The torque $\vec N$ is given by the Euler equations (see Goldstein).
For constant $\vec \omega$, $\vec\omega \times ({\bf I} \cdot \vec \omega) = \vec N$.
$\vec N_{body} = \left\{\frac{1}{4} m R^2 \omega ^2 \sin (\theta ) \cos (\theta ),0,0\right\}$.

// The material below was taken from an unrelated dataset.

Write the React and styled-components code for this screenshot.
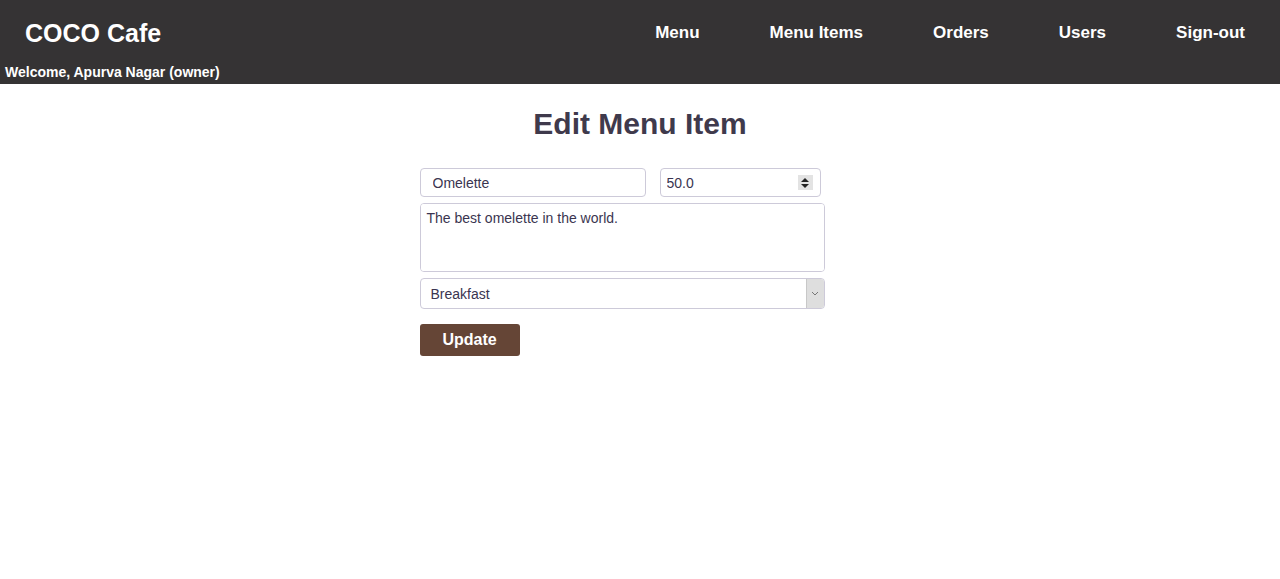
import React from 'react'
import styled, { createGlobalStyle } from 'styled-components'

const GlobalStyle = createGlobalStyle`
  body {
    margin: 0;
    background: #fff;
    font-family: "Liberation Sans", Arial, sans-serif;
  }
`

const Header = styled.header`
  background-color: #353334;
  height: 84px;
  color: #fff;
  display: flex;
  flex-direction: column;
`

const TopRow = styled.div`
  display: flex;
  align-items: center;
  justify-content: space-between;
  height: 66px;
  padding-left: 25px;
`

const Brand = styled.div`
  font-size: 25px;
  font-weight: bold;
`

const Nav = styled.nav`
  display: flex;
  align-items: center;
`

const NavLink = styled.a`
  font-size: 17px;
  font-weight: bold;
  color: #fff;
  text-decoration: none;
  padding: 0 35px;
`

const Welcome = styled.div`
  font-size: 14px;
  font-weight: bold;
  padding-left: 5px;
  line-height: 12px;
`

const Main = styled.main`
  display: flex;
  flex-direction: column;
  align-items: center;
`

const Title = styled.h1`
  font-size: 30px;
  font-weight: bold;
  color: #3f3a4c;
  margin: 22px 0 26px;
  line-height: 36px;
`

const Form = styled.form`
  width: 441px;
  display: flex;
  flex-direction: column;
`

const Row = styled.div`
  display: flex;
  gap: 14px;
  margin-bottom: 6px;
`

const Field = styled.div`
  box-sizing: border-box;
  width: ${props => props.width}px;
  height: ${props => props.height || 29}px;
  border: 1px solid #cdcad9;
  border-radius: 4px;
  background: #fff;
  display: flex;
  align-items: stretch;
  overflow: hidden;
  margin-bottom: ${props => props.gap || 0}px;
`

const Input = styled.input`
  flex: 1;
  min-width: 0;
  border: none;
  outline: none;
  background: transparent;
  font-family: inherit;
  font-size: 14px;
  color: #3a3550;
  padding: 0 0 0 ${props => props.pad || 6}px;
`

const TextArea = styled.textarea`
  flex: 1;
  height: 100%;
  border: none;
  outline: none;
  resize: none;
  font-family: inherit;
  font-size: 14px;
  color: #3a3550;
  padding: 6px 6px;
  line-height: 16px;
`

const Spinner = styled.div`
  width: 15px;
  height: 15px;
  margin: auto 7px auto 0;
  background: #e3e3e3;
  display: flex;
  flex-direction: column;
  align-items: center;
  justify-content: center;
  gap: 2px;
`

const Tri = styled.span`
  width: 0;
  height: 0;
  border-left: 4px solid transparent;
  border-right: 4px solid transparent;
  ${props => (props.down ? 'border-top: 4px solid #222;' : 'border-bottom: 4px solid #222;')}
`

const SelectText = styled.div`
  flex: 1;
  display: flex;
  align-items: center;
  padding-left: 10px;
  font-size: 14px;
  color: #3a3550;
`

const ArrowBox = styled.div`
  width: 17px;
  background: #dedede;
  border-left: 1px solid #c8c8c8;
  display: flex;
  align-items: center;
  justify-content: center;
`

const Button = styled.button`
  margin-top: 15px;
  width: 100px;
  height: 32px;
  border: none;
  border-radius: 3px;
  background-color: #654536;
  color: #fff;
  font-family: inherit;
  font-size: 16px;
  font-weight: bold;
`

const App = () => {
  return (
    <>
      <GlobalStyle />
      <Header>
        <TopRow>
          <Brand>COCO Cafe</Brand>
          <Nav>
            <NavLink href="#">Menu</NavLink>
            <NavLink href="#">Menu Items</NavLink>
            <NavLink href="#">Orders</NavLink>
            <NavLink href="#">Users</NavLink>
            <NavLink href="#">Sign-out</NavLink>
          </Nav>
        </TopRow>
        <Welcome>Welcome, Apurva Nagar (owner)</Welcome>
      </Header>
      <Main>
        <Title>Edit Menu Item</Title>
        <Form onSubmit={e => e.preventDefault()}>
          <Row>
            <Field width={226}>
              <Input pad={12} defaultValue="Omelette" />
            </Field>
            <Field width={161}>
              <Input defaultValue="50.0" />
              <Spinner>
                <Tri />
                <Tri down />
              </Spinner>
            </Field>
          </Row>
          <Field width={405} height={69} gap={6}>
            <TextArea defaultValue="The best omelette in the world." />
          </Field>
          <Field width={405} height={31}>
            <SelectText>Breakfast</SelectText>
            <ArrowBox>
              <svg width="8" height="5" viewBox="0 0 8 5">
                <path d="M1 1 L4 4 L7 1" fill="none" stroke="#777" strokeWidth="1" />
              </svg>
            </ArrowBox>
          </Field>
          <Button type="submit">Update</Button>
        </Form>
      </Main>
    </>
  )
}

export default App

$\vec N_{space} = \left\{\frac{1}{4} m R^2 \omega ^2 \sin (\theta ) \cos (\theta ) \cos (\phi ),\frac{1}{4} m R^2 \omega ^2 \sin (\theta ) \cos (\theta ) \sin (\phi ),0\right\}$
You can also transform the inertia tensor between body and inertial coordinates.
$\bf I_{inertial} = \bf A^T \cdot I_{body} \cdot A =$
$\tiny \left( \begin{array}{ccc}
 \frac{1}{2} m R^2 \sin ^2(\theta ) \sin ^2(\phi )+\frac{1}{4} m R^2 \cos ^2(\theta ) \sin ^2(\phi )+\frac{1}{4} m R^2 \cos ^2(\phi ) & -\frac{1}{4} m R^2 \cos ^2(\theta ) \sin (\phi ) \cos (\phi )-\frac{1}{2} m R^2 \sin ^2(\theta ) \sin (\phi ) \cos (\phi )+\frac{1}{4} m R^2 \sin (\phi ) \cos (\phi ) & \frac{1}{4} m R^2 \sin (\theta ) \cos (\theta ) \sin (\phi ) \\
 -\frac{1}{4} m R^2 \cos ^2(\theta ) \sin (\phi ) \cos (\phi )-\frac{1}{2} m R^2 \sin ^2(\theta ) \sin (\phi ) \cos (\phi )+\frac{1}{4} m R^2 \sin (\phi ) \cos (\phi ) & \frac{1}{4} m R^2 \cos ^2(\theta ) \cos ^2(\phi )+\frac{1}{2} m R^2 \sin ^2(\theta ) \cos ^2(\phi )+\frac{1}{4} m R^2 \sin ^2(\phi ) & -\frac{1}{4} m R^2 \sin (\theta ) \cos (\theta ) \cos (\phi ) \\
 \frac{1}{4} m R^2 \sin (\theta ) \cos (\theta ) \sin (\phi ) & -\frac{1}{4} m R^2 \sin (\theta ) \cos (\theta ) \cos (\phi ) & \frac{1}{4} m R^2 \sin ^2(\theta )+\frac{1}{2} m R^2 \cos ^2(\theta ) \\
\end{array}
\right)$
$\bf I_{body} = \bf A \cdot I_{inertial} \cdot A^T = \left(
\begin{array}{ccc}
 \frac{m R^2}{4} & 0 & 0 \\
 0 & \frac{m R^2}{4} & 0 \\
 0 & 0 & \frac{m R^2}{2} \\
\end{array}
\right)$, your original inertia tensor in body coordinates using the principal axes.